RDTR menjadi emergency, karena kebijakan pemerintah saat ini adalah percepatan dan kemudahan investasi, padahal ketersediaan RDTR masih sangat terbatas. Data terbaru yang di-release pada portal Kementerian ATR/BPN, RDTR yang sudah dilegalisasi (perda/perkada) baru mencapai 646 RDTR. Adapun RDTR yang sudah terintegrasi dengan sistem OSS baru sebanyak 414 RDTR. 

Kebijakan percepatan ini dilandasi karena masih adanya berbagai kendala dalam penyusunan RDTR. Beberapa kendala penyusunan RDTR selama ini adalah: (1) rendahnya political will dan komitmen pimpinan daerah: (2) ketersediaan data dan informasi spasial dengan skala detail yang sangat terbatas; (3) ketersediaan sumberdaya manusia, baik dari sisi kualitas maupun kuantitas yang terbatas. Dalam hal ini tidak hanya SDM aparatur pemerintah, tetapi juga kalangan profesional yang berperan sebagai konsultan ahli atau penyedia jasa dalam penyusunan RDTR; (4) anggaran yang terbatas, baik untuk kajian, penyiapan naskah akademik hingga legislasinya; (5) Sifat RDTR yang detail dan mengikat, menjadikan keengganan pemerintah daerah menetapkannya (Opini KR, 11-11-2019).

 

Percepatan Penyusunan RDTR

Berdasarkan hal-hal di atas, peringatan Hari Tata Ruang ini perlu dijadikan momentum bersama untuk mengatasi berbagai kendala, sekaligus melakukan percepatan penyusunan RDTR, agar kebijakan percepatan perizinan berusaha dan investasi berada dalam koridor Pembangunan berkelanjutan yang sesuai dengan rencana tata ruang.

Kendala kebijakan dan pembiayaan dalam penyusunan RDTR telah diatasi dengan adanya Integrated Land Administration and Spatial Planning Project (ILASPP) yang mentargetkan dan mengalokasikan anggaran untuk 500 RDTR yang terintegrasi dengan OSS dalam tahun 2025 – 2029. Untuk memastikan terakomodasinya aspirasi masyarakat sekaligus terjaga keberlanjutan lingkungan perlu penguatan partisipasi dan pelibatan semua pemangku kepentingan dalam proses penyusunannya.

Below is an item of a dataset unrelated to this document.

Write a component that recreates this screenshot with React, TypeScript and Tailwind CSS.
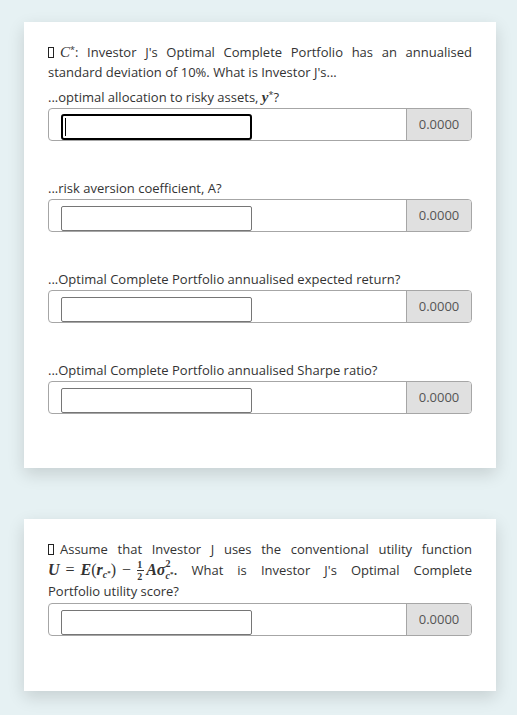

Pada tahap legislasi, agar tidak kontraproduktif maka perlu dilakukan penyusunan naskah akademik/kajian kebijakan rancangan peraturan kepala daerah tentang RDTR dengan mendasarkan pada materi teknis RDTR, Kajian Lingkungan Hidup Strategis dan aspirasi Masyarakat. Semoga kebijakan percepatan penyusunan RDTR ini mampu memberikan kemudahan dan mendukung iklim berusaha sekaligus tetap mampu menjaga keberlanjutan lingkungan.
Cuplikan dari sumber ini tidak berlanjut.